Crispin Blunt

Conservative Party | Reigate

CRISPIN BLUNT CALLS FOR CHANGE IN LAW ON MASTS

Crispin Blunt, MP for Reigate, has today written to the Secretary of State for Communities and Local Government, calling for a review of the planning laws on masts. This follows the news that two contentious sites for masts may not now have planning permission. O2 believed that they had presumed planning permission for a site on Blackthorn Close following a delay in the receipt of a letter from the Planning Department at Reigate and Banstead Borough Council. In a similar case T-Mobile had assumed consent for a site at the junction of Slipshatch Road and Sandcross Lane.

However, according to Anna Cronin, Director of Policy and Planning at the Borough Council, incorrect assumptions were made in the original submissions rendering both applications void. Crispin Blunt welcomed the news earlier this week:

“I am delighted that it seems the two mobile operators will not be able to hide behind a legal loophole and erect these masts against the wishes of the local community and against the spirit of the planning law. Proper time must be given for local people to question and challenge planning applications. The scale of development and the number of planning applications submitted to Reigate and Banstead make it one of the most hard-pressed planning departments in the South East. The local area is under severe pressure from new development and from infill housing and now there are even challenges to the previously sacrosanct Green Belt. Under such circumstances errors will on rare occasions sneak in; it behoves multinational companies such as O2 and T-Mobile to behave responsibly should this happen.”
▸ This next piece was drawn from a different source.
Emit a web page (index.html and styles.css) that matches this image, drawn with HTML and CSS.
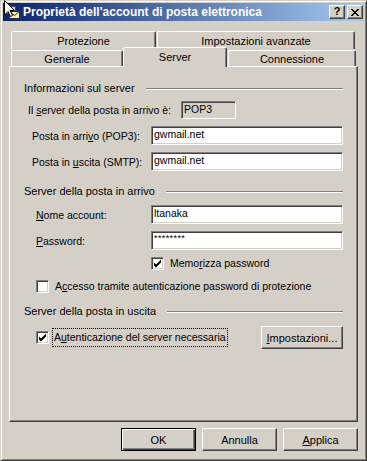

In a letter to the Leader of Reigate and Banstead Borough, the minister responsible for telecommunications and planning issues with the Department for Communities and Local Government, Iain Wright MP had indicated that this aspect of the law is under review: “we are currently reviewing the permitted development rights…which grant a general planning permission for some types of telecommunications development.” Crispin Blunt MP has welcomed this development:

“I have written to the Secretary of State to add my voice to those who have called for the process to be simplified. While the local planning authority takes decisions on individual cases, the guidance is set by central government. Centrally set housing targets and binding policies imposed upon local authorities are the real planning authority. I hope that in the light of these recent issues around masts the law will be changed so that local authorities must positively grant planning permission rather than have it slipped through on a technicality.”